Stepping out onto the side porch, I can’t help but notice the billions of clearly defined stars in the midnight sky; so rich and vast they are that the visual weight of it nearly suffocates me. The clouds cleared out and it looks like it may frost after all, this causes my heart to sink a little as I didn’t take time to cover the flowers. An early season frost will clip my hopes of a beautiful fall array and while I’ll miss that glorious requiem, I find that deep in my heart, I little care. I have no time to feel sorry for flowers; I’ve bigger things at hand and all those stars served to do was to remind me of how little in control I really am. Perhaps that’s what really was suffocating me.
It wasn’t until I noticed the breath vapor beginning to fog my view that I decided not to walk out into the yard for a broader view; between the cold of the night and the sudden realization that I’m in only my underwear - I simply dump the diapers into the pail and head back indoors. I no longer care about the flowers, the frost, nor the magnitude of the view I just witnessed; I’m more troubled by another night of inexplicable manic behavior.
It has the makings of yet another all-nighter and again we’re both at the breaking point. This time our anger is more unguarded more focused and dangerously aimed at each other. What started at 10 pm as a typical hollering up the stairs to “be quiet” has become a fearful melee of cuss words, threats and moments where I fear a dark deed of aggression is happening. The taunts from Bethany are a little to direct, our responses are a little too violent for comfort, the fear of “crossing some bizarre line” flashes into my conscience. Listening to it all on the downstairs monitor makes me feel a little like a radio listener to the original 1930’s, H.G. Wells’ presentation of “War of the Worlds”. It’s too real, too convincing and for a moment, I forget that it’s not a radio show; it’s really happening.
She laughed the fist time I yelled up the stairs at her; you’d think it a long-standing joke between us. The words of my grandmother floated through my head just then, Frances, being the mother of 10 farm-raised kids knew trouble and had the ability to call it out with accurate terms. Bethany was being in her vernacular, a “little shit-ass”. Now, a few hours later, the warm humor of that phrase has evaporated like the frosty breath before me did outdoors. The radio show on the monitor has me numb with fear, “is it real”?

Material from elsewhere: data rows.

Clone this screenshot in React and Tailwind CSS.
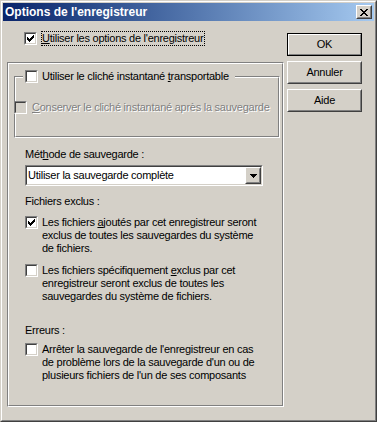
import React from 'react';

const font = "font-['Liberation_Sans',Arial,sans-serif]";

function Check() {
    return (
        <svg width="7" height="7" viewBox="0 0 7 7" shapeRendering="crispEdges">
            <path
                fill="#000"
                d="M6 0h1v1h-1z M5 1h2v1h-2z M0 2h1v1h-1z M4 2h3v1h-3z M0 3h2v1h-2z M3 3h3v1h-3z M0 4h5v1h-5z M1 5h3v1h-3z M2 6h1v1h-1z"
            />
        </svg>
    );
}

function Box({ checked, disabled }) {
    return (
        <div className="w-[13px] h-[13px] shrink-0 border border-t-[#808080] border-l-[#808080] border-r-white border-b-white">
            <div
                className={`w-full h-full border border-t-[#404040] border-l-[#404040] border-r-[#d4d0c8] border-b-[#d4d0c8] flex items-center justify-center ${
                    disabled ? 'bg-[#d4d0c8]' : 'bg-white'
                }`}
            >
                {checked && <Check />}
            </div>
        </div>
    );
}

function CheckRow({ checked, children }) {
    return (
        <div className="flex items-start">
            <Box checked={checked} />
            <div className="ml-[4px] leading-[13px]">{children}</div>
        </div>
    );
}

function Button({ children, primary }) {
    if (primary) {
        return (
            <div className="w-[75px] h-[23px] border border-black">
                <div className="w-full h-full border border-t-white border-l-white border-r-[#808080] border-b-[#808080] flex items-center justify-center">
                    {children}
                </div>
            </div>
        );
    }
    return (
        <div className="w-[75px] h-[23px] border border-t-white border-l-white border-r-[#404040] border-b-[#404040]">
            <div className="w-full h-full border border-t-[#d4d0c8] border-l-[#d4d0c8] border-r-[#808080] border-b-[#808080] flex items-center justify-center">
                {children}
            </div>
        </div>
    );
}

function U({ children }) {
    return <span className="underline decoration-1 underline-offset-[1px]">{children}</span>;
}

export default function App() {
    return (
        <div className={`w-[377px] h-[422px] bg-[#d4d0c8] text-black text-[11px] tracking-[-0.25px] ${font}`}>
            <div className="w-full h-full border border-t-[#d4d0c8] border-l-[#d4d0c8] border-r-[#404040] border-b-[#404040]">
                <div className="w-full h-full border border-t-white border-l-white border-r-[#808080] border-b-[#808080] p-px flex flex-col">
                    {/* title bar */}
                    <div className="h-[18px] shrink-0 bg-gradient-to-r from-[#0a246a] to-[#a6caf0] flex items-center justify-between pl-[2px] pr-[2px]">
                        <span className="text-white font-bold text-[12px] tracking-normal leading-[18px]">
                            Options de l'enregistreur
                        </span>
                        <div className="w-[16px] h-[14px] border border-t-white border-l-white border-r-[#404040] border-b-[#404040]">
                            <div className="w-full h-full bg-[#d4d0c8] border border-t-[#d4d0c8] border-l-[#d4d0c8] border-r-[#808080] border-b-[#808080] flex items-center justify-center">
                                <svg width="8" height="7" viewBox="0 0 8 7" shapeRendering="crispEdges">
                                    <path
                                        fill="#000"
                                        d="M0 0h2v1h-2z M6 0h2v1h-2z M1 1h2v1h-2z M5 1h2v1h-2z M2 2h4v1h-4z M3 3h2v1h-2z M2 4h4v1h-4z M1 5h2v1h-2z M5 5h2v1h-2z M0 6h2v1h-2z M6 6h2v1h-2z"
                                    />
                                </svg>
                            </div>
                        </div>
                    </div>

                    {/* body */}
                    <div className="flex flex-1">
                        <div className="w-[281px] flex flex-col">
                            <div className="flex items-start mt-[10px] ml-[21px]">
                                <div className="mt-px">
                                    <Box checked />
                                </div>
                                <div className="ml-[4px] border border-dotted border-black leading-[13px] pr-px">
                                    <U>U</U>tiliser les options de l'enregistreur
                                </div>
                            </div>

                            {/* main panel */}
                            <div className="mt-[16px] ml-[4px] w-[277px] h-[345px] border border-t-[#808080] border-l-[#808080] border-r-white border-b-white">
                                <div className="w-full h-full border border-t-white border-l-white border-r-[#808080] border-b-[#808080] flex flex-col pl-[16px]">
                                    {/* group box */}
                                    <div className="relative mt-[12px] -ml-[11px] w-[266px] h-[62px] shrink-0 border border-t-[#808080] border-l-[#808080] border-r-white border-b-white">
                                        <div className="w-full h-full border border-t-white border-l-white border-r-[#808080] border-b-[#808080] pt-[23px]">
                                            <div className="flex items-center -ml-[2px]">
                                                <Box disabled />
                                                <span className="ml-[5px] leading-[13px] text-[#808080] [text-shadow:1px_1px_0_#ffffff]">
                                                    <U>C</U>onserver le cliché instantané après la sauvegarde
                                                </span>
                                            </div>
                                        </div>
                                        <div className="absolute top-[-7px] left-[8px] bg-[#d4d0c8] pl-[2px] pr-[6px] flex items-center">
                                            <Box />
                                            <span className="ml-[4px] leading-[13px]">
                                                Utiliser le cliché instantané <U>t</U>ransportable
                                            </span>
                                        </div>
                                    </div>

                                    <div className="mt-[10px] leading-[13px]">
                                        Mét<U>h</U>ode de sauvegarde :
                                    </div>

                                    {/* combo */}
                                    <div className="mt-[4px] w-[238px] h-[21px] shrink-0 border border-t-[#808080] border-l-[#808080] border-r-white border-b-white">
                                        <div className="w-full h-full border border-t-[#404040] border-l-[#404040] border-r-[#d4d0c8] border-b-[#d4d0c8] bg-white flex items-center">
                                            <span className="flex-1 pl-px leading-[13px]">Utiliser la sauvegarde complète</span>
                                            <div className="w-[16px] h-[17px] border border-t-white border-l-white border-r-[#404040] border-b-[#404040]">
                                                <div className="w-full h-full bg-[#d4d0c8] border border-t-[#d4d0c8] border-l-[#d4d0c8] border-r-[#808080] border-b-[#808080] flex items-center justify-center">
                                                    <svg width="7" height="4" viewBox="0 0 7 4" shapeRendering="crispEdges">
                                                        <path fill="#000" d="M0 0h7v1h-7z M1 1h5v1h-5z M2 2h3v1h-3z M3 3h1v1h-1z" />
                                                    </svg>
                                                </div>
                                            </div>
                                        </div>
                                    </div>

                                    <div className="mt-[9px] leading-[13px]">Fichiers exclus :</div>

                                    <div className="mt-[8px]">
                                        <CheckRow checked>
                                            Les fichiers <U>a</U>joutés par cet enregistreur seront
                                            <br />
                                            exclus de toutes les sauvegardes du système
                                            <br />
                                            de fichiers.
                                        </CheckRow>
                                    </div>

                                    <div className="mt-[9px]">
                                        <CheckRow>
                                            Les fichiers spécifiquement <U>e</U>xclus par cet
                                            <br />
                                            enregistreur seront exclus de toutes les
                                            <br />
                                            sauvegardes du système de fichiers.
                                        </CheckRow>
                                    </div>

                                    <div className="mt-[21px] leading-[13px]">Erreurs :</div>

                                    <div className="mt-[6px]">
                                        <CheckRow>
                                            Arrêter la sauvegarde de l'enregistreur en cas
                                            <br />
                                            de problème lors de la sauvegarde d'un ou de
                                            <br />
                                            plusieurs fichiers de l'un de ses composants
                                        </CheckRow>
                                    </div>
                                </div>
                            </div>
                        </div>

                        {/* buttons */}
                        <div className="ml-[3px] mt-[12px] flex flex-col gap-[5px]">
                            <Button primary>OK</Button>
                            <Button>Annuler</Button>
                            <Button>Aide</Button>
                        </div>
                    </div>
                </div>
            </div>
        </div>
    );
}
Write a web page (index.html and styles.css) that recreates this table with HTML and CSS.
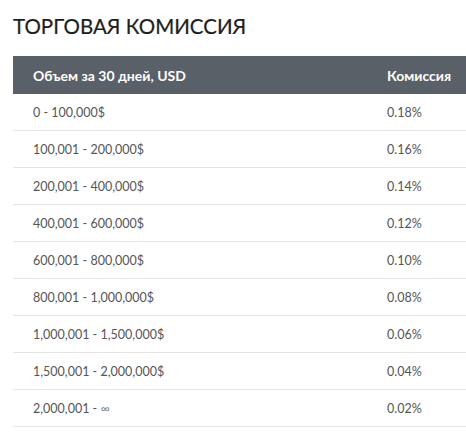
FILE: index.html
```html
<!DOCTYPE html>
<html lang="ru">
<head>
<meta charset="utf-8">
<link rel="stylesheet" href="styles.css">
</head>
<body>
<div class="page">
  <h1 class="title">ТОРГОВАЯ КОМИССИЯ</h1>
  <div class="table">
    <div class="row head"><div class="c1">Объем за 30 дней, USD</div><div class="c2">Комиссия</div></div>
    <div class="row"><div class="c1">0 - 100,000$</div><div class="c2">0.18%</div></div>
    <div class="row"><div class="c1">100,001 - 200,000$</div><div class="c2">0.16%</div></div>
    <div class="row"><div class="c1">200,001 - 400,000$</div><div class="c2">0.14%</div></div>
    <div class="row"><div class="c1">400,001 - 600,000$</div><div class="c2">0.12%</div></div>
    <div class="row"><div class="c1">600,001 - 800,000$</div><div class="c2">0.10%</div></div>
    <div class="row"><div class="c1">800,001 - 1,000,000$</div><div class="c2">0.08%</div></div>
    <div class="row"><div class="c1">1,000,001 - 1,500,000$</div><div class="c2">0.06%</div></div>
    <div class="row"><div class="c1">1,500,001 - 2,000,000$</div><div class="c2">0.04%</div></div>
    <div class="row"><div class="c1">2,000,001 - <span class="inf">∞</span></div><div class="c2">0.02%</div></div>
  </div>
</div>
</body>
</html>
```
FILE: styles.css
```css
html, body { margin: 0; padding: 0; background: #fff; }
body { font-family: Lato, "Noto Sans", sans-serif; }
.page { padding: 13px 0 0 13px; }
.title {
  margin: 0;
  font-size: 20.5px;
  font-weight: 400;
  color: #1e1e1e;
  line-height: 26px;
  -webkit-text-stroke: 0.2px #1e1e1e;
}
.table { margin-top: 17px; width: 453px; }
.row {
  display: grid;
  grid-template-columns: 1fr 79px;
  align-items: center;
  height: 36px;
  border-bottom: 1px solid #e6e6e6;
  font-size: 12.5px;
  color: #555;
}
.row .c1 { padding-left: 20px; }
.head {
  background: #596067;
  color: #fff;
  font-weight: 700;
  font-size: 14px;
  height: 38px;
  border-bottom: none;
}
.inf { color: #888; }
```
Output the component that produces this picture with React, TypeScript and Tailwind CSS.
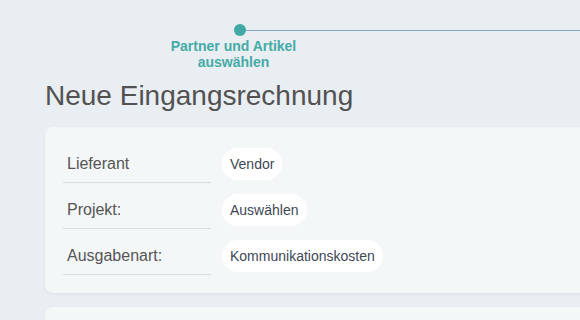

I barely recognize my wife’s voice on the monitor and its clear to me that she’s suffering from a type of deep-tiredness; the type that comes from a decade and a half of unimaginably small and unendingly constant, bombardment of things that have no answer, no logic and no end. Like the stars I looked at in the frosty sky, no one dot is the specific problem – together they all make one suffocatingly oppressive weight. In her tired and broken state, I don’t even recognize her; I simply listen and grow increasingly numb with disbelief. I don’t know what to do; don’t know how to do it – so instead, I sit there numb and dumbfounded like a deer in the headlights. I’ve gone up there in the past, did the “husband in control” thing, hoping to give her some sense of security an in the process cause myself to believe that I could make it all better and show her my love by doing so. That too ends up an epic failure; I don’t know what to do and end up showing that I’m not in control.
She comes back down the stairs and crawls into a dark bed in a dark room, I can feel it shake as she silently cries in a hopeless, downward spiral. I can feel her falling and can do little more than offer her my hand. I can’t stop the fall; and while I can dry the tears I have little power to hold her together. I lay there as she cries that deep-tired cry, listen to Bethany as she screams upstairs, I think about the number of stars in the sky and the number of tears we’ve shed in this effort. The weight of it all is suffocating the both of us and no one on this earth seems able to stop our downward spiral.
The “evening wolves” of doubt and fear are circling Sherry, Bethany and myself again. They glare at us with hungry eyes and taunt us with the soft, logical question of “where is your God now”? They long to devour us, and we like sheep feel powerless in defense. As a man, I must openly admit that I am powerless. I can’t fix Bethany, I can’t reach Sherry, and I certainly can’t help myself. I need appeal to a greater father, a more caring husband, and a more perfect physician to cure those ills, mend those hearts and display that love. My prayer is that the rest we so desperately need will also come from that source, that His plan will include mercy and compassion for my wife and I as we struggle to hold together what we can.